According to research discussed in this month's Physics World, for the past eight years, two French researchers have been bouncing droplets around a vibrating oil bath and observing their unique behavior and this unique behavior, it turns out, is not quite unique, but provides what could be the first evidence that quantum behavior occurs at the macroscopic level.

It was French physicist Louis de Broglie, who, in 1926, described the duality of wave and particle at the quantum level, the idea of a wavicle being a nasty neologism no one really wanted anyone to have coined, but there it is. It was thought such an entity would be restricted to the sub-atomic, but then in 2005, Yves Couder and Emmanuel Fort demonstrated that oil droplets released on to the surface of a vibrating oil bath can bounce up and down and instead of becoming immersed in the liquid maintain their droplet state but generate a series of waves beneath them. The pair found that changing the amplitude of the vibrations could set the droplets surfing on the crest of the waves so that they could bounce them around the oil bath.

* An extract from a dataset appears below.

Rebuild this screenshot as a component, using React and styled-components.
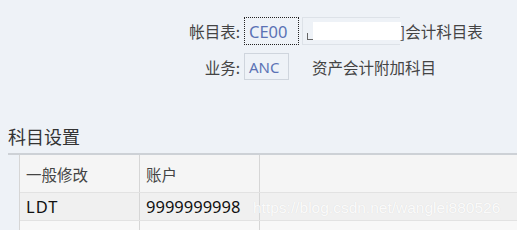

These wave-droplets - or "walkers" as the researchers called them - definitely hinted at wave-particle duality in the everyday world. The waves would not be manifest if the droplets were not the there and yet the droplets would not move without the waves, the droplet and the wave it creates are thus one and the same. Couder and Fort have apparently demonstrated the archetypal quantum phenomenon - interference in an analogue of Young’s double-slit experiment.

However, there are skeptics and one area in which the walkers are out of step with the idea of macroscopic quantum effects is in entanglement.

The team is yet to show how once coupled and then physically separated walkers can remain intricately linked through a quantum effect.

Fundamentally, the dimensions accessible to the walker system is limited to the surface of the oil bath and many physicists seem reluctant to accept that the oil bath is somehow displaying quantum behavior if it cannot make manifest this central phenomenon of the modern theory.